L’élu parisien pointe l’échec des chèques culture, fleuron des politiques culturelles des années 1990. « En 2010, contre le téléchargement illégal, la carte musique jeune devait permettre aux 12-25 ans de télécharger de la musique en ligne mais elle n’en a séduit que 70 000 sur les 2 millions concernés », rappelle Angeline Barth. Pourquoi relancer une machine molle ? « L’idée de s’adapter aux nouvelles habitudes de consommation avec un outil digital, pourquoi pas ?, concède Paul Rondin. Mais le principe de l’application mobile, c’est la disparition d’intermédiaires. Or, ce qui fonde la médiation culturelle, c’est l’accompagnement. Que devient-il dans ce projet ? » « Le ministère s’en tient à une politique de l’offre, tranche Angeline Barth, tout est mis au même plan. L’accès à la culture n’est pas qu’une question d’argent mais surtout d’éducation. »

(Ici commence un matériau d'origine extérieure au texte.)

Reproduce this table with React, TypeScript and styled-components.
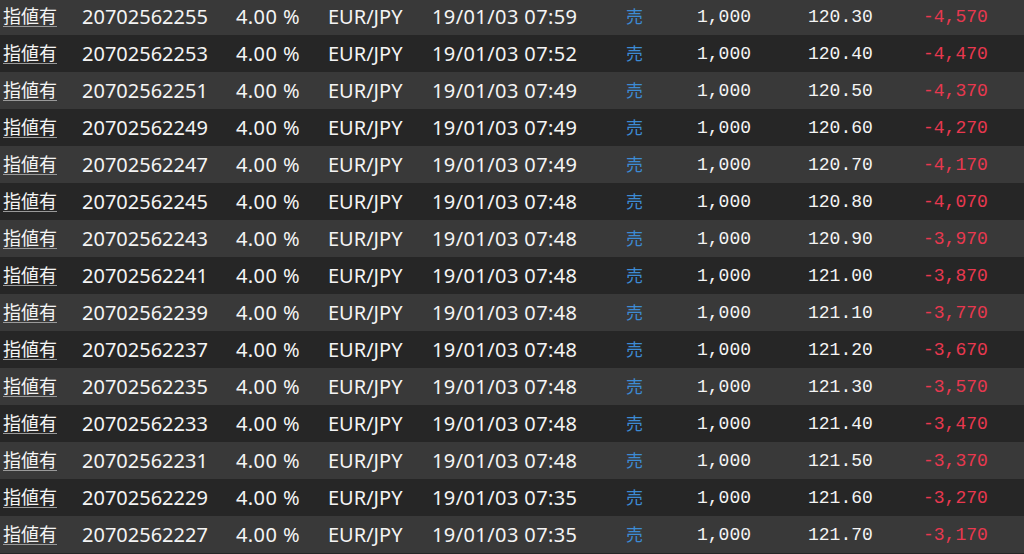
import styled, { createGlobalStyle } from "styled-components";

const GlobalStyle = createGlobalStyle`
  html, body {
    margin: 0;
    padding: 0;
    background: #262626;
    overflow: hidden;
  }
`;

const Table = styled.div`
  display: flex;
  flex-direction: column;
  margin-top: -2px;
  font-family: "Noto Sans", "Noto Sans CJK JP", sans-serif;
  color: #f4f4f4;
`;

const Row = styled.div<{ $odd: boolean }>`
  display: grid;
  grid-template-columns: 79px 154px 92px 104px 194px 71px 111px 115px 1fr;
  align-items: center;
  height: 37px;
  padding-left: 3px;
  background: ${(p) => (p.$odd ? "#262626" : "#393939")};
`;

const Cell = styled.div<{ $wide?: boolean }>`
  font-size: 20px;
  white-space: nowrap;
  line-height: 1;
  letter-spacing: ${(p) => (p.$wide ? "0.4px" : "0")};
`;

const OrderLink = styled.a`
  font-family: "Noto Sans CJK JP", sans-serif;
  font-size: 18px;
  color: #f4f4f4;
  text-decoration: underline;
  text-decoration-color: #9a9a9a;
  text-underline-offset: 3px;
  line-height: 1;
`;

const Side = styled.div`
  font-family: "Noto Sans CJK JP", sans-serif;
  font-size: 17px;
  color: #3d8bd4;
  line-height: 1;
  margin-top: -3px;
`;

const Mono = styled.div<{ $neg?: boolean }>`
  font-family: "Liberation Mono", "DejaVu Sans Mono", monospace;
  font-size: 18px;
  line-height: 1;
  color: ${(p) => (p.$neg ? "#e8384f" : "#f4f4f4")};
`;

const rows = [
  ["20702562255", "19/01/03 07:59", "120.30", "-4,570"],
  ["20702562253", "19/01/03 07:52", "120.40", "-4,470"],
  ["20702562251", "19/01/03 07:49", "120.50", "-4,370"],
  ["20702562249", "19/01/03 07:49", "120.60", "-4,270"],
  ["20702562247", "19/01/03 07:49", "120.70", "-4,170"],
  ["20702562245", "19/01/03 07:48", "120.80", "-4,070"],
  ["20702562243", "19/01/03 07:48", "120.90", "-3,970"],
  ["20702562241", "19/01/03 07:48", "121.00", "-3,870"],
  ["20702562239", "19/01/03 07:48", "121.10", "-3,770"],
  ["20702562237", "19/01/03 07:48", "121.20", "-3,670"],
  ["20702562235", "19/01/03 07:48", "121.30", "-3,570"],
  ["20702562233", "19/01/03 07:48", "121.40", "-3,470"],
  ["20702562231", "19/01/03 07:48", "121.50", "-3,370"],
  ["20702562229", "19/01/03 07:35", "121.60", "-3,270"],
  ["20702562227", "19/01/03 07:35", "121.70", "-3,170"],
];

export default function App() {
  return (
    <>
      <GlobalStyle />
      <Table>
        {rows.map(([id, time, price, pnl], idx) => (
          <Row key={id} $odd={idx % 2 === 1}>
            <div>
              <OrderLink>指値有</OrderLink>
            </div>
            <Cell>{id}</Cell>
            <Cell $wide>4.00 %</Cell>
            <Cell>EUR/JPY</Cell>
            <Cell $wide>{time}</Cell>
            <Side>売</Side>
            <Mono>1,000</Mono>
            <Mono>{price}</Mono>
            <Mono $neg>{pnl}</Mono>
          </Row>
        ))}
      </Table>
    </>
  );
}
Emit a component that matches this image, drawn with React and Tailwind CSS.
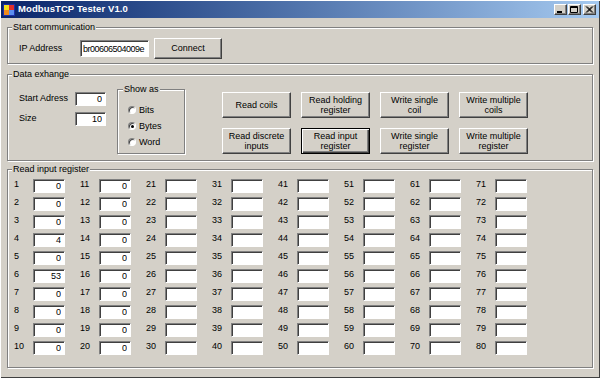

« Pour résister à Amazon, les librairies parisiennes se sont regroupées en une plateforme, parislibrairies.fr. Le Pass culture aurait pu être l’occasion d’inventer une évolution politique et industrielle », se prend à rêver Frédéric Hocquard. À l’heure où le ministère réduit les emplois aidés dans la culture, où le tissu associatif fond, où le spectacle vivant crie famine et où les organismes d’éducation populaire ne sont plus perçus comme des partenaires essentiels, les 400 millions d’euros de mise sur le Pass culture sonnent presque comme une provocation.